Listed entries:

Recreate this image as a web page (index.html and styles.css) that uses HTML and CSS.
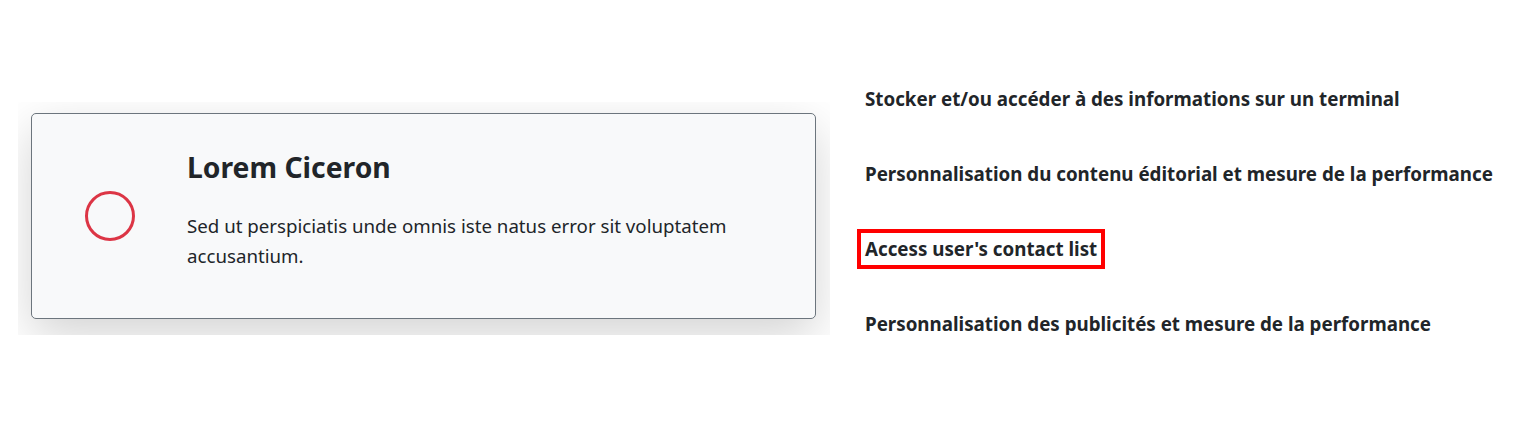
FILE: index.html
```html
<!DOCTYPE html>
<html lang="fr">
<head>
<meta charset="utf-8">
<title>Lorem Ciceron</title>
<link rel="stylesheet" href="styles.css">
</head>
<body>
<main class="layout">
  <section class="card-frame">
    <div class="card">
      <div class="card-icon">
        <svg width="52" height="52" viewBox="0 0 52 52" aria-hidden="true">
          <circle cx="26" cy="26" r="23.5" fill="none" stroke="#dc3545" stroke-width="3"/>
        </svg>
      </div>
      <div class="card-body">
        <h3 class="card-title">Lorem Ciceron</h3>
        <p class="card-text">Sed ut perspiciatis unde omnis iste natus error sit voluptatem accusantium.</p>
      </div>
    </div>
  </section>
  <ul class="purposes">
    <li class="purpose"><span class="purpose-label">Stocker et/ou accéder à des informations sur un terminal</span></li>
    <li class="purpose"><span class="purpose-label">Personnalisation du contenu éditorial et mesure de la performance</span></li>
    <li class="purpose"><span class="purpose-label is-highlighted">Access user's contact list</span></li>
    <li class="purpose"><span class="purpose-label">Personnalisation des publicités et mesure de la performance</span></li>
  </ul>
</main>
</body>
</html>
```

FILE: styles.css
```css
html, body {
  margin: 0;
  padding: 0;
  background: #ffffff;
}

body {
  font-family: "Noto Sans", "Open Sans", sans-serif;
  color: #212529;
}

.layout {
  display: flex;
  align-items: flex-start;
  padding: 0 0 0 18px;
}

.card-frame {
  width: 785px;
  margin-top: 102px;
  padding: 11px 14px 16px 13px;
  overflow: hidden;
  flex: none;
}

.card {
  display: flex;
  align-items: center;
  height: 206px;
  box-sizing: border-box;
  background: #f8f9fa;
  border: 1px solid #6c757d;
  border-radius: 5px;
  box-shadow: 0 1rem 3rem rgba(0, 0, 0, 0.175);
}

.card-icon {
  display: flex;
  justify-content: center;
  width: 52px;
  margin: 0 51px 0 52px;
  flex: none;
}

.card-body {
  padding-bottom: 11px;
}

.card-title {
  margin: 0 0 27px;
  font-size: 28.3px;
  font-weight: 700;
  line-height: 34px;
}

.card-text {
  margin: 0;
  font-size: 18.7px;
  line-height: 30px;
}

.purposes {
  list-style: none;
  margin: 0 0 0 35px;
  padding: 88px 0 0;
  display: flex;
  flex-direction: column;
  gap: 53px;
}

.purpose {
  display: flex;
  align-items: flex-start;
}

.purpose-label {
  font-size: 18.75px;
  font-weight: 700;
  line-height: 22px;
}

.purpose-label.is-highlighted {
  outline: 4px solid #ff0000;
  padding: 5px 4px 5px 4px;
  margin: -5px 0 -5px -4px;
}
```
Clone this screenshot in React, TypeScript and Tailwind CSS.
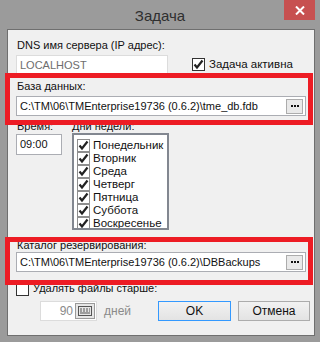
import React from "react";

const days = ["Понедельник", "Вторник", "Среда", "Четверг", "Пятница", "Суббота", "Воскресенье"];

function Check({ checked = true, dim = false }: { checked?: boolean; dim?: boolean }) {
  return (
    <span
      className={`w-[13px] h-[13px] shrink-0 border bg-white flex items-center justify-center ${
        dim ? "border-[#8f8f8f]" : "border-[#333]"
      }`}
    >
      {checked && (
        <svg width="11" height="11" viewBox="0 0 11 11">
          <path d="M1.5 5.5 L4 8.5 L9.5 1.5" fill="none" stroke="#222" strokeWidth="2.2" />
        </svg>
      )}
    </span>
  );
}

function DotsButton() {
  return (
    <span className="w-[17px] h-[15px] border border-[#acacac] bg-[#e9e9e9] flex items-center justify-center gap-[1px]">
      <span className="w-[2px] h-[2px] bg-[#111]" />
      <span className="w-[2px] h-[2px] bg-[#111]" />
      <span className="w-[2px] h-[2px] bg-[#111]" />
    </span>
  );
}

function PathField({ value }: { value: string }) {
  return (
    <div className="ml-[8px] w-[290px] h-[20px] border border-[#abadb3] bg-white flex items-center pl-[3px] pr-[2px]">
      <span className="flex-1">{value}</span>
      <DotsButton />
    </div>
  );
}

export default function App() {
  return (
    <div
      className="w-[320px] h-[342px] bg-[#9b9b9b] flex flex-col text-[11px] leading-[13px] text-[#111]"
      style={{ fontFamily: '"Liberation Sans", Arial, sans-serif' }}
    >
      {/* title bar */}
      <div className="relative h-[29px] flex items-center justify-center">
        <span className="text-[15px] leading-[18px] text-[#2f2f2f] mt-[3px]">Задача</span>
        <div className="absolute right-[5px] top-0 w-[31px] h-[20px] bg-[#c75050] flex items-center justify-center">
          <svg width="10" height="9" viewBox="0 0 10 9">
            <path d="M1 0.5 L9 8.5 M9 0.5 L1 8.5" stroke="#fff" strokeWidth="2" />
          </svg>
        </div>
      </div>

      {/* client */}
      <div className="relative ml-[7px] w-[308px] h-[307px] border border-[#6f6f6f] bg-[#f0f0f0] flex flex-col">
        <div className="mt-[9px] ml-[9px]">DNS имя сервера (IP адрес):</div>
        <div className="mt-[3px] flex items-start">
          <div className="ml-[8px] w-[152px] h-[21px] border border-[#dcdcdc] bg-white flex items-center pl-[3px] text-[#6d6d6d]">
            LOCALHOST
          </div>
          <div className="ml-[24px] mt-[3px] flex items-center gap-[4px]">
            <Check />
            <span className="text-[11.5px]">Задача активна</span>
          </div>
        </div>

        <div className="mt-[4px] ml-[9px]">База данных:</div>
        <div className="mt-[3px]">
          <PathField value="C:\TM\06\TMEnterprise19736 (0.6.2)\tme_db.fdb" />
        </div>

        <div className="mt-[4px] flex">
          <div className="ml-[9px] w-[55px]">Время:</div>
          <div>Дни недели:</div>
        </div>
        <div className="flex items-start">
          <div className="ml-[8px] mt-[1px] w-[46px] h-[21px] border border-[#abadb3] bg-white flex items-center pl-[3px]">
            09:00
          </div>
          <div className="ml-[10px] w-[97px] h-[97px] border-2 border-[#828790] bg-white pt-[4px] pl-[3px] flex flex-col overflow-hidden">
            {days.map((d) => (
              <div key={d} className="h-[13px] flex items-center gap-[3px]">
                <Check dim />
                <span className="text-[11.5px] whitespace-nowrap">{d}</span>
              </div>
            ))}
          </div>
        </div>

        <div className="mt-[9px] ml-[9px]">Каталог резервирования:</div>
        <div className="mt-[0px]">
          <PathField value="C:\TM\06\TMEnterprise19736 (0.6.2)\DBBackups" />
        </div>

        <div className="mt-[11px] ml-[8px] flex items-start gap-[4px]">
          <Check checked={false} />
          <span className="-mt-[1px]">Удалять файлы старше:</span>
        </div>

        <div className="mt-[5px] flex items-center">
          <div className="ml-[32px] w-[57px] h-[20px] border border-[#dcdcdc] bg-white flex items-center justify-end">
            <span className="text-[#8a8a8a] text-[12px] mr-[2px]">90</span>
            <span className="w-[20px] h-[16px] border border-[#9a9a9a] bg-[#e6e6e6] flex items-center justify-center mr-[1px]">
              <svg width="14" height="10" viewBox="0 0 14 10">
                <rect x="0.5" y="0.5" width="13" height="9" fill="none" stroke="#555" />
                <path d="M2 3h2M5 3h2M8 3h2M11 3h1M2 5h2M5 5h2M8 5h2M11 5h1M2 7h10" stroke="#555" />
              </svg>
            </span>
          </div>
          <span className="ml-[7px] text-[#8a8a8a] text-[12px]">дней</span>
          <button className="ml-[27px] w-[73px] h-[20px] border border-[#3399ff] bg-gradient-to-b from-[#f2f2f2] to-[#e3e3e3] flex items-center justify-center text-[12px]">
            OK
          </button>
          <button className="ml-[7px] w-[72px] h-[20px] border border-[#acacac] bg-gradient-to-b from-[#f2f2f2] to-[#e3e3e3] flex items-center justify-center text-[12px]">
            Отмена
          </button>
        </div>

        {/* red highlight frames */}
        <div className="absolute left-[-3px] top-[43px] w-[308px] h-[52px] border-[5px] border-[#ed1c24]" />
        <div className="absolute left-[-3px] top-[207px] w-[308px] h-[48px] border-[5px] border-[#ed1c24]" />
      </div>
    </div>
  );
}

Task description: Select from the material above each line in which the string "styles" appears, and list those lines.

Full solution:
Recreate this image as a web page (index.html and styles.css) that uses HTML and CSS.
<link rel="stylesheet" href="styles.css">
FILE: styles.css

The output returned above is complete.